While various embodiments of the present invention have been described above, it should be understood that they have been presented by way of example only and not limitation. Numerous changes to the disclosed embodiments can be made in accordance with the disclosure herein without departing from the spirit or scope of the invention. Thus, the breadth and scope of the present invention should not be limited by any of the above described embodiments. Rather, the scope of the invention should be defined in accordance with the following claims and their equivalents.

Claims

1. A method of mapping the strain in a crystalline sample, comprising:

scanning in at least one direction to form a high angle annular dark field scanning transmission electron microscope (HAADF-STEM) image of said crystalline sample including at least two regions with different strain where a Fourier transform defractogram of said HAADF-STEM image includes (111) Bragg reflections;

selecting two independent Bragg reflections in said Fourier transform defractogram;

performing geometric phase analysis (GPA) with said two said independent Bragg reflections; and

forming a strain map of said sample for at least one term in a two dimensional strain tensor.

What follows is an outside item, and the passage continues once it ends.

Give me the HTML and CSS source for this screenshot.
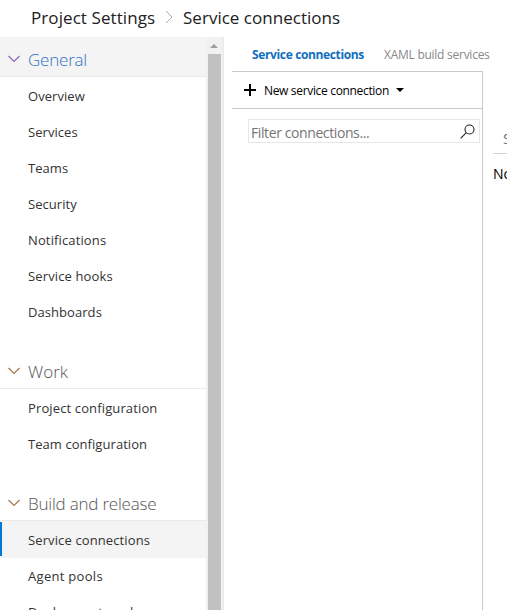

2. The method of claim 1 where said sample has an area between about 50 nm by 50 nm and about 300 nm by 300 nm and a thickness between about 50 nm and about 250 nm.

3. The method of claim 1 where said sample has an area of about 250 nm by 250 nm and a thickness of about 200 nm.

4. The method of claim 1 where said sample is a semiconductor device and where said HAADF-STEM image includes more than one portion of said semiconductor device.

5. The method of claim 4 where said sample is a MOS transistor and said HAADF-STEM image includes at least a portion of a source, drain, channel, and substrate of said MOS transistor.

6. The method of claim 4 where said sample is a bipolar transistor and said HAADF-STEM image includes at least a portion of an emitter, a base, a collector, and a substrate of said bipolar transistor.

7. The method of claim 1 where strain maps for horizontal strain related terms, ∈xx and ∈x, in said two dimensional strain tensor are formed from HAADF-STEM images formed by scanning in a horizontal, x-direction and said strain maps for vertical strain related terms, ∈yy and ∈xy, terms in said two dimensional strain tensor are formed from HAADF-STEM images formed by scanning in a vertical, y-direction.

8. A method of mapping the strain in a crystalline sample, comprising: forming a strain map of the sample for at least one term in a two dimensional strain tensor that is related to the strain in said scan direction.

forming a high angle annular dark field scanning transmission electron microscope (HAADF-STEM) image of said crystalline sample including at least two regions with different strain where a Fourier transform defractogram of said image includes (111) Bragg reflections by scanning in at least one scan direction;

selecting two independent Bragg reflections in said Fourier transform defractogram;

performing geometric phase analysis (GPA) with said two said independent Bragg reflections; and

9. The method of claim 8 where said scan direction is a horizontal, x-direction and where said term in said two dimensional strain tensor is at least one of horizontal related terms in said stress tensor, ∈xx and ∈yx.

10. The method of claim 8 where said scan direction is a vertical, y-direction and where said term in said two dimensional strain tensor is at least one of vertical related terms in said stress tensor, ∈yy and ∈xy.

11. The method of claim 8 where said crystalline sample is a MOS transistor and where said two regions include a channel region and at least one of a source, drain, and substrate region.

12. The method of claim 8 where said crystalline sample is a bipolar transistor and where said two regions include a base region and at least one of a emitter, collector, and substrate region.

13. A method of mapping each of the components of the strain tensor in a semiconductor device, comprising: forming a first and second strain map for two components of said strain tensor related to horizontal strain; forming third and fourth strain maps for two components of said strain tensor related to vertical strain.

forming a first high angle annular dark field scanning transmission electron microscope (HAADF-STEM) image of said semiconductor device including at least two regions with different strain where a first Fourier transform defractogram of said first image includes (111) Bragg reflections by scanning in a horizontal direction;

selecting first and second independent Bragg reflections from said Fourier transform defractogram;

performing a first geometric phase analysis (GPA) with said first and second independent Bragg reflections; and

forming a second HAADF-STEM image of said semiconductor device including said two regions with different strain where a second Fourier transform defractogram of said second HAADF-STEM image includes (111) Bragg reflections by scanning in a vertical direction;

selecting third and fourth independent Bragg reflections from said second Fourier transform defractogram;

performing a second GPA with said third and fourth independent Bragg reflections; and

14. The method of claim 13 where said semiconductor device is a MOS transistor and where said two regions include a channel region and at least one of a source, drain, and substrate region.

15. The method of claim 13 where said semiconductor device is a bipolar transistor and where said two regions include a base region and at least one of a emitter, collector, and substrate region.